[Begin]

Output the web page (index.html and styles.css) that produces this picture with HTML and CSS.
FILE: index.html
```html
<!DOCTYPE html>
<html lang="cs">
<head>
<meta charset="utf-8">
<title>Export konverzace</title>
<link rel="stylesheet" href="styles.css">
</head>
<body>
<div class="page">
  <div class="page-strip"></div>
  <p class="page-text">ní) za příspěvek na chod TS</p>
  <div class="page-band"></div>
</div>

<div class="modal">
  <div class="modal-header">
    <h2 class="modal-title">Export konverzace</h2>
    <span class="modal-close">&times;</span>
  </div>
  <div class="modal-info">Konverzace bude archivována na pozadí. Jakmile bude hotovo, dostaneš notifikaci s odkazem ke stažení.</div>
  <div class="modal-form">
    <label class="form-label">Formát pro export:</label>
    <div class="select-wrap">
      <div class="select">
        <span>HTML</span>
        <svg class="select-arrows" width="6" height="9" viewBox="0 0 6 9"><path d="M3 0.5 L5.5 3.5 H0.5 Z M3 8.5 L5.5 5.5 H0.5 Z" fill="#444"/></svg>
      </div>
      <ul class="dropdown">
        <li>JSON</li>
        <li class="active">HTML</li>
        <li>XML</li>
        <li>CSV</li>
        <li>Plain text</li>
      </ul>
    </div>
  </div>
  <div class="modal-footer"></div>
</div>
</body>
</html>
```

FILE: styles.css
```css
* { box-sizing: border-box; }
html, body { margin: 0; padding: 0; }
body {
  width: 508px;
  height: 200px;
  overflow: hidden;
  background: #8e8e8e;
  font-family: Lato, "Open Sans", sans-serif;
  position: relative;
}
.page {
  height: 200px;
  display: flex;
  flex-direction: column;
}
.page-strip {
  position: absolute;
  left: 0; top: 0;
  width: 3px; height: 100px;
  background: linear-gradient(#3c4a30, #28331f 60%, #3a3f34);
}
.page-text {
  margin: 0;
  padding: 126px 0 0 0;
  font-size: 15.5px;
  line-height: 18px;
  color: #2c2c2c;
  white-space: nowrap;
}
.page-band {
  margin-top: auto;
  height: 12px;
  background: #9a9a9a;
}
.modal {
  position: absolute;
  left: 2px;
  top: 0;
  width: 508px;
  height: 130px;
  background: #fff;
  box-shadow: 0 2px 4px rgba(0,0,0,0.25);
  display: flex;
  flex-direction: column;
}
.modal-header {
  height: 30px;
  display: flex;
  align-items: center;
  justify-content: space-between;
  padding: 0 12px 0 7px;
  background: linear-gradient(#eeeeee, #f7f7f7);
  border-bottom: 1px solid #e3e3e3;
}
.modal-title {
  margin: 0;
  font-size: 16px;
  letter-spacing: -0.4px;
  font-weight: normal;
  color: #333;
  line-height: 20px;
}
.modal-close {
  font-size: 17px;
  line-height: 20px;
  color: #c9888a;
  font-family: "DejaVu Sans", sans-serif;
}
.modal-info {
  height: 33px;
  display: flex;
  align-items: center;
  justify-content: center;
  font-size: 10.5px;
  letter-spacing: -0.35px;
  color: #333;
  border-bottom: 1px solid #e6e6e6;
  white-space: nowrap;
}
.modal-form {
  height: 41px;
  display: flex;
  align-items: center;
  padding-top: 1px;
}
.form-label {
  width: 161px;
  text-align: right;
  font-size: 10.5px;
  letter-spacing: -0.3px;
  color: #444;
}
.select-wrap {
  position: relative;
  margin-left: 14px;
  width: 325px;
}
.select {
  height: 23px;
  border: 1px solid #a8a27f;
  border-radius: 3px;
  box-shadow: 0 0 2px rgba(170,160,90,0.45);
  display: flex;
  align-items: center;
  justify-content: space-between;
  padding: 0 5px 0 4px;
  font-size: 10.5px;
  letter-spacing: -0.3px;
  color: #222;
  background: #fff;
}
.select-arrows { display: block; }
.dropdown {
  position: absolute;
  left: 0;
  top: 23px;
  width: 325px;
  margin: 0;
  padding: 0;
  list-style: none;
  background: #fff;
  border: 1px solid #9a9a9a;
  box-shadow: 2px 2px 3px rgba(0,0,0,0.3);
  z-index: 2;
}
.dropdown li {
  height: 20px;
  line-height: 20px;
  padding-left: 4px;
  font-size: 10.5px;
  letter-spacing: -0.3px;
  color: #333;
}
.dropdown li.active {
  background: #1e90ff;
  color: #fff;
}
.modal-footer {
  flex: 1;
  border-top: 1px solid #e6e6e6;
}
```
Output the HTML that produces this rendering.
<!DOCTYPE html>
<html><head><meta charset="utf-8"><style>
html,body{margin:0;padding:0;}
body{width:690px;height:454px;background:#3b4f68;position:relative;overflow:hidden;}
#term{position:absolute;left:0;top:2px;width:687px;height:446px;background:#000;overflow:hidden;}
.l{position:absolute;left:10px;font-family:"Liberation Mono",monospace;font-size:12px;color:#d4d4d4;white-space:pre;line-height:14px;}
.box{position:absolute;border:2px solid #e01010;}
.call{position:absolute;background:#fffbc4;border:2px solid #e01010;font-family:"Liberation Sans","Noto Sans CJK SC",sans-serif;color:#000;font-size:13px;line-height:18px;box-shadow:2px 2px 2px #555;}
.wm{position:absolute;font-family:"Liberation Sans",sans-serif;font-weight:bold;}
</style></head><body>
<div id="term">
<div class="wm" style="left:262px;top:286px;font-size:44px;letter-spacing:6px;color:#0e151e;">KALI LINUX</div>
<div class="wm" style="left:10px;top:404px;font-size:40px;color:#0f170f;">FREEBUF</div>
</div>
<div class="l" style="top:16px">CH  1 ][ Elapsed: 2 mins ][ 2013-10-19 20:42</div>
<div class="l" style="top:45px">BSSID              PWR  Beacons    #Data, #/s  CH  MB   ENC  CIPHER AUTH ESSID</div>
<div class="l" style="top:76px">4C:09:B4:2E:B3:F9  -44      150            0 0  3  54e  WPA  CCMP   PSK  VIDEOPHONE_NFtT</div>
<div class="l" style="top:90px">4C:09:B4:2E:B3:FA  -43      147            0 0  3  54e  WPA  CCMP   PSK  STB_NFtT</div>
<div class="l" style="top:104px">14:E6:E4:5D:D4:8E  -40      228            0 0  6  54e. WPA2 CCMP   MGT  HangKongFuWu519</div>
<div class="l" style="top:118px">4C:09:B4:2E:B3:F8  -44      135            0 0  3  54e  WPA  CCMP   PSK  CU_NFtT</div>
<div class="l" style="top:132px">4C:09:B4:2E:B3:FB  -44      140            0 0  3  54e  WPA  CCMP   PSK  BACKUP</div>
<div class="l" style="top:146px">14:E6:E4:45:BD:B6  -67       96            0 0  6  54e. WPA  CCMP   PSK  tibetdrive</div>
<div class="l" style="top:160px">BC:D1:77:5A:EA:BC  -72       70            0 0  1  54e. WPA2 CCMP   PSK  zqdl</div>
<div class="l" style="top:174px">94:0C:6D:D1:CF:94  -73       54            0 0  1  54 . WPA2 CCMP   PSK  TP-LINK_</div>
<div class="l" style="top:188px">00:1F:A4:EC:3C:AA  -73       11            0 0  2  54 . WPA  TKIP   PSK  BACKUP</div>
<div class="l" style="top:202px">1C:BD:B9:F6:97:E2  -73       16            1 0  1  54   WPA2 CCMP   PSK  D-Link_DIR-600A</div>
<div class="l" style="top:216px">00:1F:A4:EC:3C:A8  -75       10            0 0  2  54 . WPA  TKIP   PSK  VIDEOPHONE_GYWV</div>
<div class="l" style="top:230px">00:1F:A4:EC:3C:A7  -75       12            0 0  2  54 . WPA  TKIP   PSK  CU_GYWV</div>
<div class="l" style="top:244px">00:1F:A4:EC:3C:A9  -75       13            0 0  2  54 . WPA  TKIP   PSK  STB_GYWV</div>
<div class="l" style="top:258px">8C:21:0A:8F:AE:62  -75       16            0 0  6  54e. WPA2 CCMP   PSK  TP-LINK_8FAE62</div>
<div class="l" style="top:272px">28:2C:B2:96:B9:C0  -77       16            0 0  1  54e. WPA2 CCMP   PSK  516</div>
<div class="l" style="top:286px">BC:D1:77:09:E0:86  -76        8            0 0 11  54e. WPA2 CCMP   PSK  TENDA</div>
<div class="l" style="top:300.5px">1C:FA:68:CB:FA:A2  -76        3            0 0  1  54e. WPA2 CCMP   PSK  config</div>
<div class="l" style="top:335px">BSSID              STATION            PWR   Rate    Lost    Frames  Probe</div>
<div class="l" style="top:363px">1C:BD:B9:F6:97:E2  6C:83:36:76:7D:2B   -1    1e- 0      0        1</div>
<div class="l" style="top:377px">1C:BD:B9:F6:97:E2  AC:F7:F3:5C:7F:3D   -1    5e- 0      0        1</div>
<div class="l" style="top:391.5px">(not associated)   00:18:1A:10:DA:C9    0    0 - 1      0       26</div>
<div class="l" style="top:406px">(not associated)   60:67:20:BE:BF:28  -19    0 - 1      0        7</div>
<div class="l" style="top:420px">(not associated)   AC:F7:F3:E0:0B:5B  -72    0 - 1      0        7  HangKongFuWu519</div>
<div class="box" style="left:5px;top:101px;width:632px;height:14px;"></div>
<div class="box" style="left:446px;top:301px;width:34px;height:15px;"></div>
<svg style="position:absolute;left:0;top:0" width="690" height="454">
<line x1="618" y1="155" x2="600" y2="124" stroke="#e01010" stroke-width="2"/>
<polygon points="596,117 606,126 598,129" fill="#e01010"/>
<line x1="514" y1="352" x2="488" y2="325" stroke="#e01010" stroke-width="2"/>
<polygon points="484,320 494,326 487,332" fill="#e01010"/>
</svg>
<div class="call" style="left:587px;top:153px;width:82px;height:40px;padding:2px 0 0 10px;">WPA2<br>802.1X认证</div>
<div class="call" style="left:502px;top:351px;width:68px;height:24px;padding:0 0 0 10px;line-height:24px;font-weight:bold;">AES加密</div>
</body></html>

[End]
[Begin]

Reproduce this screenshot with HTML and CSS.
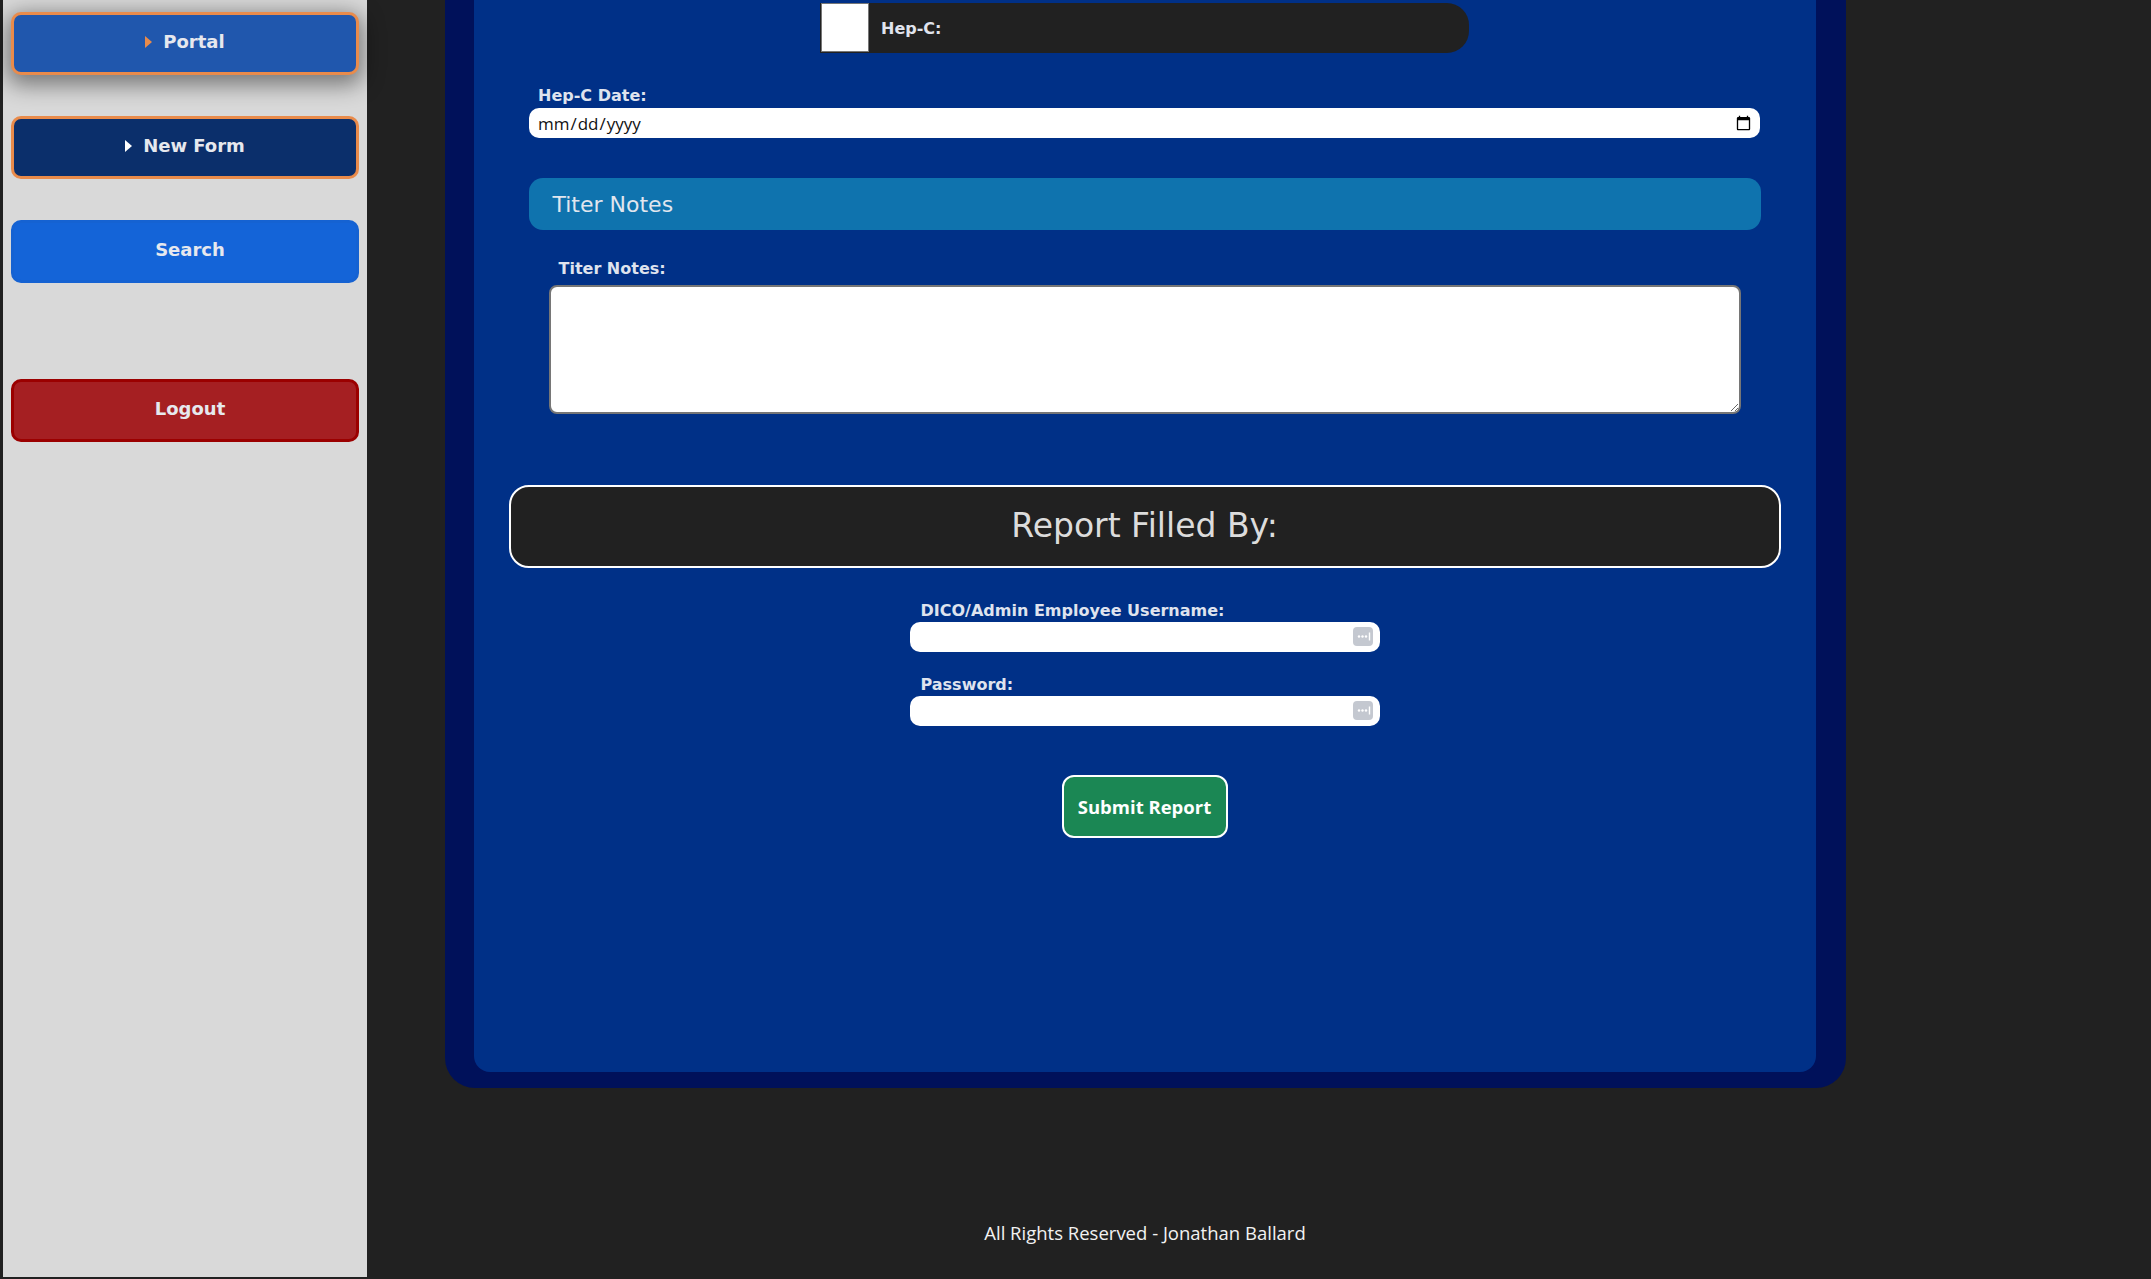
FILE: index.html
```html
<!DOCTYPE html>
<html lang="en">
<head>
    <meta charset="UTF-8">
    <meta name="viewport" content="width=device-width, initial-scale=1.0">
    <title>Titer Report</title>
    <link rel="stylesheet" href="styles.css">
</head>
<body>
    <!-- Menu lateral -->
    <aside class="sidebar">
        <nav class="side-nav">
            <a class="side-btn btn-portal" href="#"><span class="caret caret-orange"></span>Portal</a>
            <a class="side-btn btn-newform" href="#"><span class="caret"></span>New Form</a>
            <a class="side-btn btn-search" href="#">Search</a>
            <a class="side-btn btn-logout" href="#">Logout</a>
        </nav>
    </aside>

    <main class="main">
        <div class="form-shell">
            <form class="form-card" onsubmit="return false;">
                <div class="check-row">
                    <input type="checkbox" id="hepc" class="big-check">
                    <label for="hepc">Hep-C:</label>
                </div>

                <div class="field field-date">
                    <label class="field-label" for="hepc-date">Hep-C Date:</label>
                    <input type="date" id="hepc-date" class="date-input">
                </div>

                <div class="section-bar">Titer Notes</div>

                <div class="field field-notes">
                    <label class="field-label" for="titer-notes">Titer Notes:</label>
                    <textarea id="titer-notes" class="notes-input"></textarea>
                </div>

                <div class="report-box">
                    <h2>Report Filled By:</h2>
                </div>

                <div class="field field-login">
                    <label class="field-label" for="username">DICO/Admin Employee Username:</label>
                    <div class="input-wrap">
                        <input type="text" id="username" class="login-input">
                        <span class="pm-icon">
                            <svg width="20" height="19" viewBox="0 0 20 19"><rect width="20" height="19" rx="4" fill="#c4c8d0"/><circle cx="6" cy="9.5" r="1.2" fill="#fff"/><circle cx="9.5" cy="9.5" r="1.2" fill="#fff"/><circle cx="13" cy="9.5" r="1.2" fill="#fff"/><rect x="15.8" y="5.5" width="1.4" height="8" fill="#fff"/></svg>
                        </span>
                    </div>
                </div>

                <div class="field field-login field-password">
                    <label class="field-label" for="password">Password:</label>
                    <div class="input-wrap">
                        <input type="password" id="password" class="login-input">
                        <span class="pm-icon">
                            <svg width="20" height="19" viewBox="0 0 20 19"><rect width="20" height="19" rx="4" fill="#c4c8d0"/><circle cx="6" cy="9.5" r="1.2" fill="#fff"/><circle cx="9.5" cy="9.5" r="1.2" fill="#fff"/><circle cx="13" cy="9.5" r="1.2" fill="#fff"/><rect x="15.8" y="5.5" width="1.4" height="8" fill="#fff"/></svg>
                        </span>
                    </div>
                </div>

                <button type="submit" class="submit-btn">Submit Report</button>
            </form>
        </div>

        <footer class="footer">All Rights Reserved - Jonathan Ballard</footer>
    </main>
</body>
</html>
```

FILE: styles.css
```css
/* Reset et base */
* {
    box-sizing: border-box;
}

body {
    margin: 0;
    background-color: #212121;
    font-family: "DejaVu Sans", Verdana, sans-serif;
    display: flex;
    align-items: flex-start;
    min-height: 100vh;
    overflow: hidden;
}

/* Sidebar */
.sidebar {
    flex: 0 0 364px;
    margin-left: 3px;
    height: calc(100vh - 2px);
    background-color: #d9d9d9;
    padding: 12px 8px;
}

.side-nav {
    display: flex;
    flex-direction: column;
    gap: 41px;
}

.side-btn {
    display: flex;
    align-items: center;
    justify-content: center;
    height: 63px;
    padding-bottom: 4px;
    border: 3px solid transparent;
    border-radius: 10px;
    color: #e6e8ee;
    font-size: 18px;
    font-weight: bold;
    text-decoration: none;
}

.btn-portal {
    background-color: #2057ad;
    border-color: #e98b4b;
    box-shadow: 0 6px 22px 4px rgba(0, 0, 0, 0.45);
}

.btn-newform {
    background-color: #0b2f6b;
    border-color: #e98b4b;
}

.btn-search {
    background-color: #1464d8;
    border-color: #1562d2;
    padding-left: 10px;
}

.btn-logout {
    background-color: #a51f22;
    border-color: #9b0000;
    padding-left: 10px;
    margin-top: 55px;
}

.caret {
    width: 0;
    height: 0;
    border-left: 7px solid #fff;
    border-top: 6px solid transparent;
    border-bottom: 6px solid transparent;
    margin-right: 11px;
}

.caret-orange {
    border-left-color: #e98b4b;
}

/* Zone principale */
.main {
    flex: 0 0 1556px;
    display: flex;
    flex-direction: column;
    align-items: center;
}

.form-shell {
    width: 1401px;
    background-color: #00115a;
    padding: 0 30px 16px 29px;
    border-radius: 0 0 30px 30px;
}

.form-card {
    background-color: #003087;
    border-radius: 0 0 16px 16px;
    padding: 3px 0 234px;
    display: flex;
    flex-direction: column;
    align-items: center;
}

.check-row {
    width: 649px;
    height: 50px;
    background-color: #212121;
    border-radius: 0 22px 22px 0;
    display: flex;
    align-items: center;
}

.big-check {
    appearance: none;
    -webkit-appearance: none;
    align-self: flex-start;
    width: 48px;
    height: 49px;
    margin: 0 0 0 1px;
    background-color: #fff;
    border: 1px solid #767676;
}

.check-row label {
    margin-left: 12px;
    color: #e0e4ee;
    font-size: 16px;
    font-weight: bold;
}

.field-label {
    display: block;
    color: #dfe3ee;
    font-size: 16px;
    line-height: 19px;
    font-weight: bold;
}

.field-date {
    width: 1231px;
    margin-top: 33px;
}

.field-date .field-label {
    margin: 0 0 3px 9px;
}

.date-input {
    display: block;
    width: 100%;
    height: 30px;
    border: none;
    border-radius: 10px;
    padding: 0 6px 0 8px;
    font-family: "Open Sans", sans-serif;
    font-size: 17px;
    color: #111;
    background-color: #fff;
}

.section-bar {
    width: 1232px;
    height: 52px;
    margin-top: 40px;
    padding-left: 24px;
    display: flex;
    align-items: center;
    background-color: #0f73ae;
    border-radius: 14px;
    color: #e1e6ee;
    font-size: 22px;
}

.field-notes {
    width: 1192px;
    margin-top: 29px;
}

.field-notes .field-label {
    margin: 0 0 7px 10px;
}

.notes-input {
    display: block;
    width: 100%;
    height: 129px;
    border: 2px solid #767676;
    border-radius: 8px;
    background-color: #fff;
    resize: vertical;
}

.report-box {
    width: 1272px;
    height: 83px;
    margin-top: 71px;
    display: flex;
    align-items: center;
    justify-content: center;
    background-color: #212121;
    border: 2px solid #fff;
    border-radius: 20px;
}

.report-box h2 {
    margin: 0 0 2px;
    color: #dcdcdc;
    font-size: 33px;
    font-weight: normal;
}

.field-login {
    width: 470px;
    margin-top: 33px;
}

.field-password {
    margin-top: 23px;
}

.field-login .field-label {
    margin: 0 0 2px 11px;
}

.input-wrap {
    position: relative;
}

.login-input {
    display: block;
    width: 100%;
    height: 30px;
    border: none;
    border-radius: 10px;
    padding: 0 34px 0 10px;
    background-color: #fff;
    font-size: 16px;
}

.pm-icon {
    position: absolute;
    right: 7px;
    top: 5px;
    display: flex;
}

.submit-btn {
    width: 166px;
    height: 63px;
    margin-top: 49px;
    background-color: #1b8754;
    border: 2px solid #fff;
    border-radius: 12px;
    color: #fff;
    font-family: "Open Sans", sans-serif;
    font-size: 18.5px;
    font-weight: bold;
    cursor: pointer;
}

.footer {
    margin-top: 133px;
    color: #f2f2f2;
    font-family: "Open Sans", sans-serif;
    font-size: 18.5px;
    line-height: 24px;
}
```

[End]

## Work to do
Reply with nothing except the number of lines in the listing above that include the string "this".

## Response
3